Dwindling snow patches on Scottish hills are 'very visible record' of climate change

The number of snow patches across a huge swathe of Scotland still surviving this summer has fallen to 90 - the third lowest on records going back 50 years.

It is far lower than the highs of more than 2,000 recorded in the 1970s and 1980s.

The two lowest years have also fallen this century, with just 31 in 2003 and 53 in 2017.

Iain Cameron, who now leads the survey, said: "It tells you very much that there's less snow than there used to be. There's no doubt about that."

He added: "I'm not shocked by it, unfortunately. The trajectory of the last few years is just [too little] snow".

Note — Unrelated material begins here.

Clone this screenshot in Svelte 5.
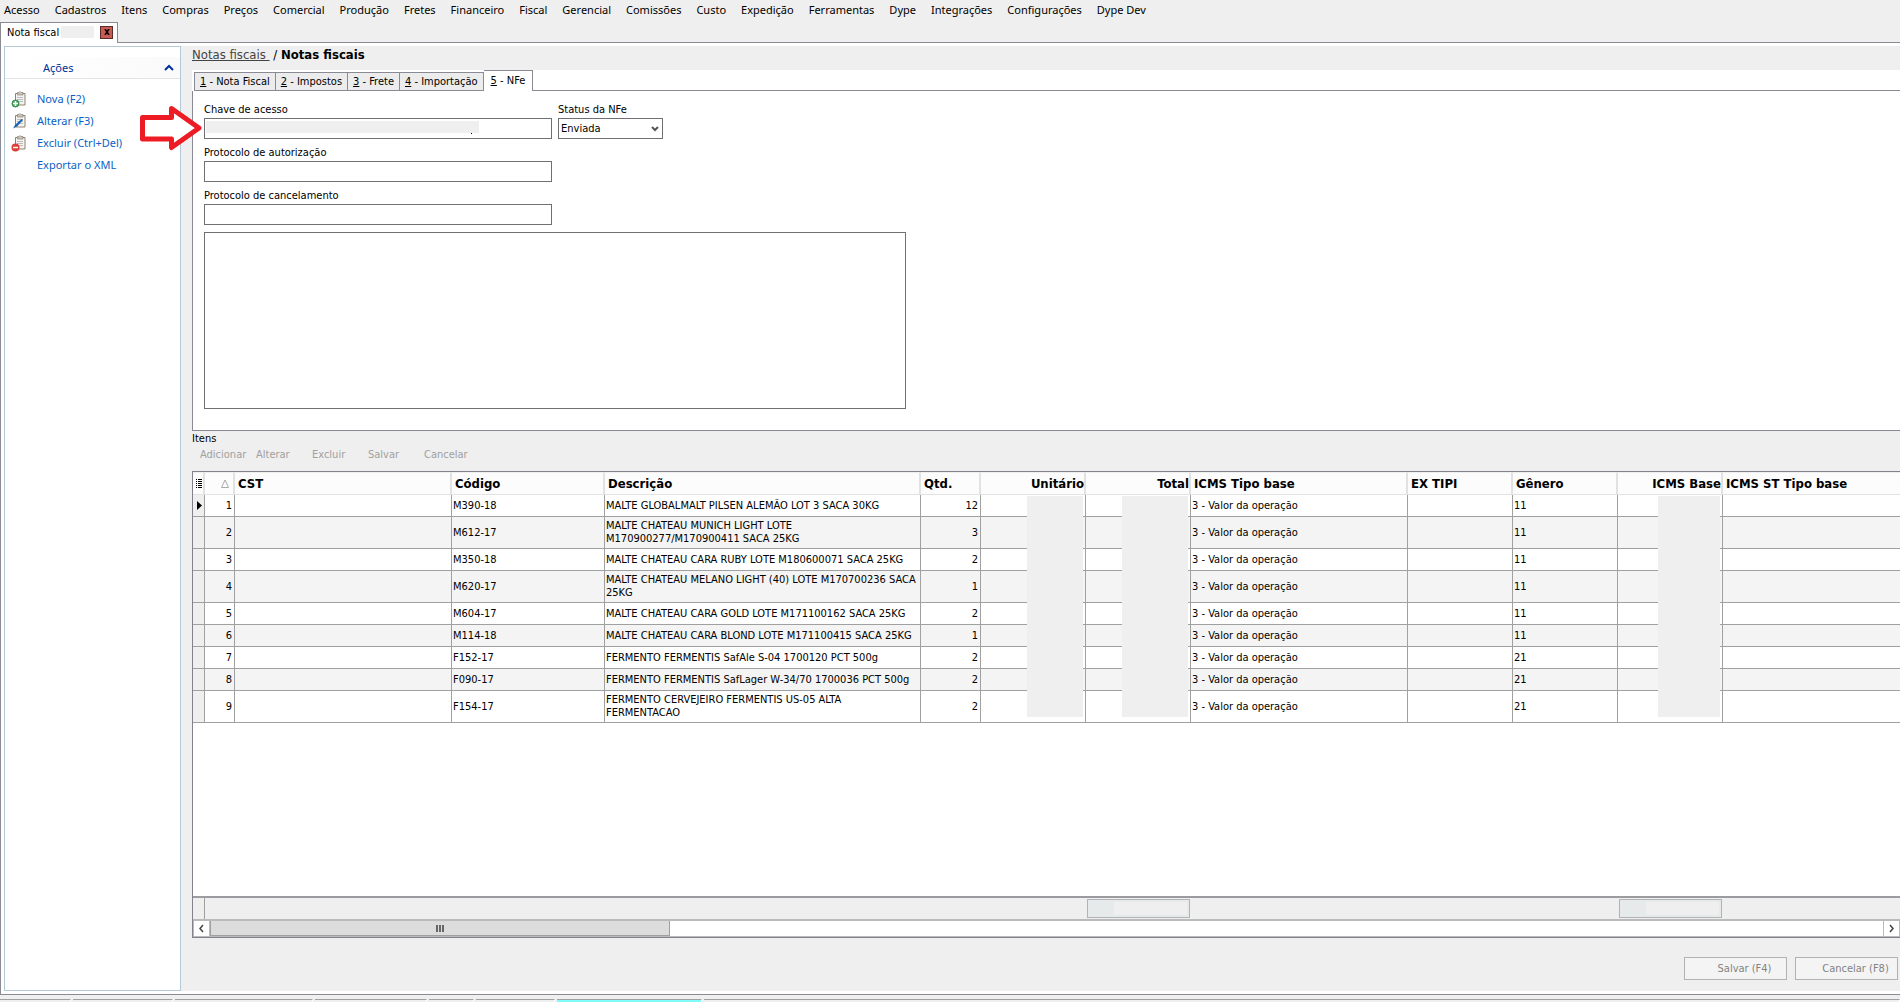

The survey covers the Cairngorms and surrounding hills, but not the Ben Nevis area - everything east of the major A9 road that runs from north to south.

Any surviving patch of snow is included, whether one or one hundred metres long.

The survey has been carried out on or close to 1 July every year since 1974. These days, by the end of September, all the snow tends to melt.

"I think all snow is going to disappear again completely this year, for the third year in a row," said Mr Cameron.

"That would have been absolutely unthinkable even a couple of decades ago."

He classes himself a citizen scientist, though his findings are published each year by the Royal Meteorological Society.

Its chief executive Prof Liz Bentley said: "Snow patches are an important indicator of climate change and the annual records highlight the variability in our climate from year to year as well as the long-term changes."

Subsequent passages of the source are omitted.